Serginin İstanbul'da düzenlenmesinin de çok anlamlı olduğunu dile getiren Yılmaz, "İstanbul, Osmanlı İmparatorluğu döneminde hac için bir ana güzergah. Fatih Sultan Mehmet'ten itibaren özellikle Kanuni Sultan Süleyman, Yavuz Sultan Selim ve sonrasında bir hilafet merkezi olması münasebetiyle de Müslümanların Mekke-i Mükerreme'ye ulaşma güzergahında en önemli bir hac merkezi. İstanbul, özellikle Uzak Doğu, Türkistan coğrafyası ve Balkanlar'dan gelen hacıların bir buluşma noktası." ifadelerini kullandı.

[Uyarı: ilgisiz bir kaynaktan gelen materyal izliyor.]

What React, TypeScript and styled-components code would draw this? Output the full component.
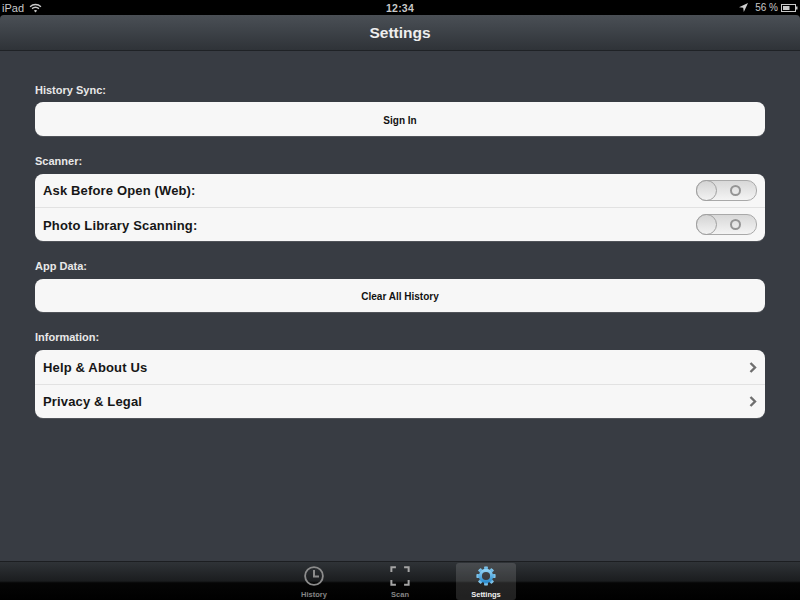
import React from "react";
import styled, { createGlobalStyle } from "styled-components";

const Global = createGlobalStyle`
  html, body { margin: 0; padding: 0; background: #000; }
  body { font-family: "Liberation Sans", Arial, sans-serif; }
`;

const Screen = styled.div`
  width: 800px;
  height: 600px;
  display: flex;
  flex-direction: column;
  overflow: hidden;
  background: #383c43;
`;

const StatusBar = styled.div`
  height: 15px;
  flex: none;
  background: #000;
  color: #c9c9c9;
  display: grid;
  grid-template-columns: 1fr auto 1fr;
  align-items: center;
  font-size: 11px;
  padding: 0 2px;
`;

const StatusLeft = styled.div`
  display: flex;
  align-items: center;
  gap: 5px;
`;

const StatusRight = styled.div`
  display: flex;
  align-items: center;
  justify-content: flex-end;
`;

const Percent = styled.span`
  font-size: 10px;
  margin: 0 3px 0 7px;
`;

const Clock = styled.div`
  font-weight: 700;
  font-size: 10.5px;
  letter-spacing: 0.2px;
`;

const NavCorners = styled.div`
  background: #000;
  flex: none;
`;

const NavBar = styled.div`
  height: 35px;
  border-radius: 4px 4px 0 0;
  background: linear-gradient(#4a4f55, #42474d 30%, #2f3338);
  border-bottom: 1px solid #1f2226;
  display: flex;
  align-items: center;
  justify-content: center;
  color: #eeeeee;
  font-size: 15.5px;
  font-weight: 700;
`;

const Content = styled.div`
  flex: 1;
  padding: 32px 35px 0;
  display: flex;
  flex-direction: column;
`;

const SectionLabel = styled.div<{ $first?: boolean }>`
  height: 14px;
  line-height: 14px;
  color: #e8e8e8;
  font-size: 11px;
  font-weight: 700;
  margin-bottom: ${(p) => (p.$first ? 5 : 6)}px;
`;

const Card = styled.div`
  background: #f7f7f7;
  border-radius: 8px;
  margin-bottom: 18px;
  overflow: hidden;
  box-shadow: 0 1px 0 rgba(255, 255, 255, 0.12);
`;

const ActionRow = styled.div<{ $h: number }>`
  height: ${(p) => p.$h}px;
  box-sizing: border-box;
  padding-top: 2px;
  display: flex;
  align-items: center;
  justify-content: center;
  color: #111;
  font-size: 10px;
  font-weight: 700;
`;

const Row = styled.div<{ $h: number; $line: string }>`
  height: ${(p) => p.$h}px;
  box-sizing: border-box;
  padding: 0 8px;
  display: flex;
  align-items: center;
  justify-content: space-between;
  color: #161616;
  font-size: 13px;
  font-weight: 700;
  letter-spacing: 0.15px;
  & + & {
    border-top: 1px solid ${(p) => p.$line};
  }
`;

const RowText = styled.span<{ $nudge?: number }>`
  padding-top: ${(p) => p.$nudge ?? 0}px;
`;

const Toggle = styled.div`
  position: relative;
  width: 59px;
  height: 19px;
  border-radius: 10px;
  border: 1px solid #a9a9a9;
  background: linear-gradient(#d8d8d8, #f4f4f4);
`;

const Knob = styled.div`
  position: absolute;
  left: -1px;
  top: -1px;
  width: 19px;
  height: 19px;
  border-radius: 50%;
  border: 1px solid #a0a0a0;
  background: linear-gradient(#d4d4d4, #f2f2f2);
`;

const OffMark = styled.div`
  position: absolute;
  left: 33px;
  top: 4px;
  width: 7px;
  height: 7px;
  border-radius: 50%;
  border: 2px solid #959595;
`;

const TabBar = styled.div`
  height: 38px;
  flex: none;
  background: linear-gradient(#2f3337, #1b1d1f 50%, #050505 55%, #000);
  border-top: 1px solid #1c1e21;
  display: flex;
  justify-content: center;
`;

const Tab = styled.div<{ $active?: boolean }>`
  width: 60px;
  margin: 1px 13px 0;
  height: 36px;
  border-radius: 3px;
  background: ${(p) => (p.$active ? "rgba(255,255,255,0.13)" : "transparent")};
  color: ${(p) => (p.$active ? "#f2f2f2" : "#858585")};
  font-size: 7.5px;
  font-weight: 700;
  display: flex;
  flex-direction: column;
  align-items: center;
  justify-content: flex-end;
  gap: 4px;
  padding-bottom: 1px;
`;

const Wifi = () => (
  <svg width="13" height="10" viewBox="0 0 14 11" fill="none" stroke="#c9c9c9" strokeWidth="1.5">
    <path d="M1 4 C4.5 0.8 9.5 0.8 13 4" />
    <path d="M3.2 6.2 C5.5 4.3 8.5 4.3 10.8 6.2" />
    <path d="M7 10.5 L5.2 8.2 C6.3 7.4 7.7 7.4 8.8 8.2 Z" fill="#c9c9c9" stroke="none" />
  </svg>
);

const Arrow = () => (
  <svg width="9" height="9" viewBox="0 0 9 9">
    <path d="M9 0 L0 4.2 L4.2 4.8 L4.8 9 Z" fill="#d0d0d0" />
  </svg>
);

const Battery = () => (
  <svg width="17" height="8" viewBox="0 0 17 8">
    <rect x="0.5" y="0.5" width="14" height="7" fill="none" stroke="#c9c9c9" />
    <rect x="2" y="2" width="6.5" height="4" fill="#c9c9c9" />
    <rect x="15" y="2.5" width="1.5" height="3" fill="#c9c9c9" />
  </svg>
);

const Chevron = () => (
  <svg width="8" height="11" viewBox="0 0 8 11" fill="none" stroke="#6f6f6f" strokeWidth="2.4">
    <path d="M1.5 1 L6 5.5 L1.5 10" />
  </svg>
);

const ClockIcon = () => (
  <svg width="20" height="20" viewBox="0 0 22 22" fill="none" stroke="#8c8c8c" strokeWidth="2">
    <circle cx="11" cy="11" r="9.8" />
    <path d="M11 4.5 V11.5 H16.5" strokeWidth="2.2" />
  </svg>
);

const ScanIcon = () => (
  <svg width="20" height="20" viewBox="0 0 22 22" fill="none" stroke="#a5a5a5" strokeWidth="2.2">
    <path d="M1.5 6.5 V1.5 H6.5 M15.5 1.5 H20.5 V6.5 M20.5 15.5 V20.5 H15.5 M6.5 20.5 H1.5 V15.5" />
  </svg>
);

const GearIcon = () => {
  const teeth = Array.from({ length: 8 }, (_, i) => i * 45);
  return (
    <svg width="20" height="20" viewBox="0 0 22 22">
      <defs>
        <linearGradient id="gearBlue" x1="0" y1="0" x2="0" y2="1">
          <stop offset="0" stopColor="#8fd0f2" />
          <stop offset="1" stopColor="#2f8fd0" />
        </linearGradient>
      </defs>
      <g fill="url(#gearBlue)">
        {teeth.map((a) => (
          <rect key={a} x="8.9" y="0.5" width="4.2" height="5" rx="0.8" transform={`rotate(${a} 11 11)`} />
        ))}
      </g>
      <circle cx="11" cy="11" r="6.2" fill="none" stroke="url(#gearBlue)" strokeWidth="3.4" />
    </svg>
  );
};

export default function App() {
  return (
    <>
      <Global />
      <Screen>
        <StatusBar>
          <StatusLeft>
            iPad <Wifi />
          </StatusLeft>
          <Clock>12:34</Clock>
          <StatusRight>
            <Arrow />
            <Percent>56 %</Percent>
            <Battery />
          </StatusRight>
        </StatusBar>
        <NavCorners>
          <NavBar>Settings</NavBar>
        </NavCorners>
        <Content>
          <SectionLabel $first>History Sync:</SectionLabel>
          <Card>
            <ActionRow $h={34}>Sign In</ActionRow>
          </Card>
          <SectionLabel>Scanner:</SectionLabel>
          <Card>
            <Row $h={33} $line="#d0d0d0">
              <RowText>Ask Before Open (Web):</RowText>
              <Toggle>
                <Knob />
                <OffMark />
              </Toggle>
            </Row>
            <Row $h={34} $line="#d0d0d0">
              <RowText $nudge={1}>Photo Library Scanning:</RowText>
              <Toggle>
                <Knob />
                <OffMark />
              </Toggle>
            </Row>
          </Card>
          <SectionLabel>App Data:</SectionLabel>
          <Card>
            <ActionRow $h={33}>Clear All History</ActionRow>
          </Card>
          <SectionLabel>Information:</SectionLabel>
          <Card>
            <Row $h={34} $line="#e2e2e2">
              <RowText>Help &amp; About Us</RowText>
              <Chevron />
            </Row>
            <Row $h={34} $line="#e2e2e2">
              <RowText>Privacy &amp; Legal</RowText>
              <Chevron />
            </Row>
          </Card>
        </Content>
        <TabBar>
          <Tab>
            <ClockIcon />
            History
          </Tab>
          <Tab>
            <ScanIcon />
            Scan
          </Tab>
          <Tab $active>
            <GearIcon />
            Settings
          </Tab>
        </TabBar>
      </Screen>
    </>
  );
}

TÜYEK Başkanı Yılmaz, serginin İstanbul'un bu tarihi konumuna bir gönderme yaptığının altını çizerek, sözlerini şöyle tamamladı:
"Sergi, tarihi hatıralar ikliminde bir hafıza yoklaması özelliği taşıyor. Biz 'Yol ve Yad' sergisiyle bir yönden mazi ile hac yolculukları üzerinden bir bağ kurmaya çalışırken, diğer yönüyle de bugünü anlamlı kılmaya ve geleceğe uzanmaya çalışıyoruz. Şimdi yavaş yavaş hac kafileleri yola çıkmaya başladı. Zamanlama olarak bu tarihi seçmemizin sebebi de hac mevsimine girmiş olmamız ve yolculukların yeni başlayacak olması. Tam bu yolculukların arifesinde, Rami Kütüphanesi'nde açılacak bu hac sergisinin çok anlamlı olduğunu düşünüyorum. Hacca gidenler mutlaka sergimizi görmeli. Hacca gidemeyenler ise kesinlikle görmeli."